WHAT YOU SHOULD DO >> In your copy, reproduce the entries exactly as they are, minus the images.

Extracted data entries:
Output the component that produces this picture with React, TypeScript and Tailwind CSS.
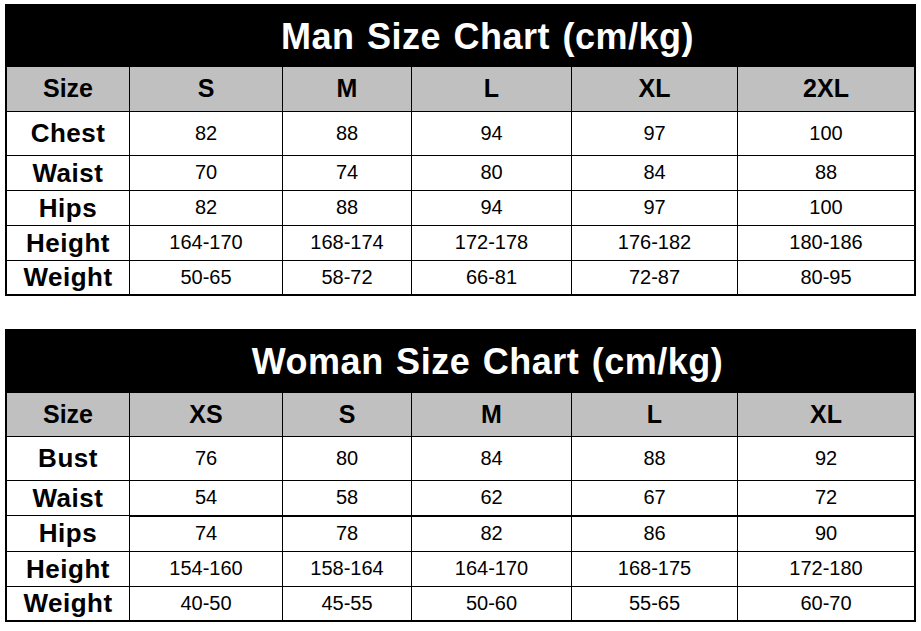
import React from 'react';

type Row = { label: string; values: string[]; h: string; thick?: boolean };

const manRows: Row[] = [
  { label: 'Chest', values: ['82', '88', '94', '97', '100'], h: 'h-[44px]' },
  { label: 'Waist', values: ['70', '74', '80', '84', '88'], h: 'h-[35px]' },
  { label: 'Hips', values: ['82', '88', '94', '97', '100'], h: 'h-[35px]' },
  { label: 'Height', values: ['164-170', '168-174', '172-178', '176-182', '180-186'], h: 'h-[35px]' },
  { label: 'Weight', values: ['50-65', '58-72', '66-81', '72-87', '80-95'], h: 'h-[34px]' },
];

const womanRows: Row[] = [
  { label: 'Bust', values: ['76', '80', '84', '88', '92'], h: 'h-[44px]' },
  { label: 'Waist', values: ['54', '58', '62', '67', '72'], h: 'h-[35px]', thick: true },
  { label: 'Hips', values: ['74', '78', '82', '86', '90'], h: 'h-[36px]' },
  { label: 'Height', values: ['154-160', '158-164', '164-170', '168-175', '172-180'], h: 'h-[35px]' },
  { label: 'Weight', values: ['40-50', '45-55', '50-60', '55-65', '60-70'], h: 'h-[34px]' },
];

const SizeChart = ({
  title,
  sizes,
  rows,
  titleH,
  headH,
}: {
  title: string;
  sizes: string[];
  rows: Row[];
  titleH: string;
  headH: string;
}) => (
  <div className="border-2 border-black">
    {/* Title bar */}
    <div
      className={`${titleH} bg-black text-white font-bold text-[36px] tracking-[0.5px] [word-spacing:2px] flex items-center justify-center pl-[54px]`}
    >
      {title}
    </div>

    <div className="grid grid-cols-[122px_153px_129px_160px_166px_177px]">
      {/* Header row */}
      <div className={`${headH} bg-[#c0c0c0] flex items-center justify-center font-bold text-[25px]`}>Size</div>
      {sizes.map((s) => (
        <div
          key={s}
          className={`${headH} bg-[#c0c0c0] border-l border-black flex items-center justify-center font-bold text-[25px]`}
        >
          {s}
        </div>
      ))}

      {/* Body rows */}
      {rows.map((row, i) => (
        <React.Fragment key={row.label}>
          <div
            className={`${row.h} border-t border-black flex items-center justify-center font-bold text-[26px] tracking-[0.5px]`}
          >
            {row.label}
          </div>
          {row.values.map((v, j) => (
            <div
              key={j}
              className={`${row.h} ${
                rows[i - 1]?.thick ? 'border-t-2' : 'border-t'
              } border-l border-black flex items-center justify-center pb-[2px] text-[20px]`}
            >
              {v}
            </div>
          ))}
        </React.Fragment>
      ))}
    </div>
  </div>
);

export default function App() {
  return (
    <div className="w-[921px] h-[631px] bg-white text-black font-['Liberation_Sans',Arial,sans-serif] px-[5px] pt-[4px] flex flex-col gap-[33px]">
      <SizeChart
        title="Man Size Chart (cm/kg)"
        sizes={['S', 'M', 'L', 'XL', '2XL']}
        rows={manRows}
        titleH="h-[61px]"
        headH="h-[44px]"
      />
      <SizeChart
        title="Woman Size Chart (cm/kg)"
        sizes={['XS', 'S', 'M', 'L', 'XL']}
        rows={womanRows}
        titleH="h-[62px]"
        headH="h-[43px]"
      />
    </div>
  );
}
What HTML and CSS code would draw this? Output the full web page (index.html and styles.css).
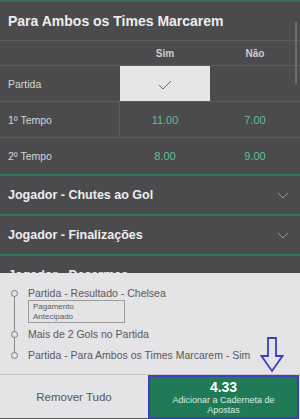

RESPONSE TO THE EXERCISE >>
Output the component that produces this picture with React, TypeScript and Tailwind CSS.
import React from 'react';

type Row = { label: string; values: string[]; h: string; thick?: boolean };

const manRows: Row[] = [
  { label: 'Chest', values: ['82', '88', '94', '97', '100'], h: 'h-[44px]' },
  { label: 'Waist', values: ['70', '74', '80', '84', '88'], h: 'h-[35px]' },
  { label: 'Hips', values: ['82', '88', '94', '97', '100'], h: 'h-[35px]' },
  { label: 'Height', values: ['164-170', '168-174', '172-178', '176-182', '180-186'], h: 'h-[35px]' },
  { label: 'Weight', values: ['50-65', '58-72', '66-81', '72-87', '80-95'], h: 'h-[34px]' },
];

const womanRows: Row[] = [
  { label: 'Bust', values: ['76', '80', '84', '88', '92'], h: 'h-[44px]' },
  { label: 'Waist', values: ['54', '58', '62', '67', '72'], h: 'h-[35px]', thick: true },
  { label: 'Hips', values: ['74', '78', '82', '86', '90'], h: 'h-[36px]' },
  { label: 'Height', values: ['154-160', '158-164', '164-170', '168-175', '172-180'], h: 'h-[35px]' },
  { label: 'Weight', values: ['40-50', '45-55', '50-60', '55-65', '60-70'], h: 'h-[34px]' },
];

const SizeChart = ({
  title,
  sizes,
  rows,
  titleH,
  headH,
}: {
  title: string;
  sizes: string[];
  rows: Row[];
  titleH: string;
  headH: string;
}) => (
  <div className="border-2 border-black">
    {/* Title bar */}
    <div
      className={`${titleH} bg-black text-white font-bold text-[36px] tracking-[0.5px] [word-spacing:2px] flex items-center justify-center pl-[54px]`}
    >
      {title}
    </div>

    <div className="grid grid-cols-[122px_153px_129px_160px_166px_177px]">
      {/* Header row */}
      <div className={`${headH} bg-[#c0c0c0] flex items-center justify-center font-bold text-[25px]`}>Size</div>
      {sizes.map((s) => (
        <div
          key={s}
          className={`${headH} bg-[#c0c0c0] border-l border-black flex items-center justify-center font-bold text-[25px]`}
        >
          {s}
        </div>
      ))}

      {/* Body rows */}
      {rows.map((row, i) => (
        <React.Fragment key={row.label}>
          <div
            className={`${row.h} border-t border-black flex items-center justify-center font-bold text-[26px] tracking-[0.5px]`}
          >
            {row.label}
          </div>
          {row.values.map((v, j) => (
            <div
              key={j}
              className={`${row.h} ${
                rows[i - 1]?.thick ? 'border-t-2' : 'border-t'
              } border-l border-black flex items-center justify-center pb-[2px] text-[20px]`}
            >
              {v}
            </div>
          ))}
        </React.Fragment>
      ))}
    </div>
  </div>
);

export default function App() {
  return (
    <div className="w-[921px] h-[631px] bg-white text-black font-['Liberation_Sans',Arial,sans-serif] px-[5px] pt-[4px] flex flex-col gap-[33px]">
      <SizeChart
        title="Man Size Chart (cm/kg)"
        sizes={['S', 'M', 'L', 'XL', '2XL']}
        rows={manRows}
        titleH="h-[61px]"
        headH="h-[44px]"
      />
      <SizeChart
        title="Woman Size Chart (cm/kg)"
        sizes={['XS', 'S', 'M', 'L', 'XL']}
        rows={womanRows}
        titleH="h-[62px]"
        headH="h-[43px]"
      />
    </div>
  );
}
What HTML and CSS code would draw this? Output the full web page (index.html and styles.css).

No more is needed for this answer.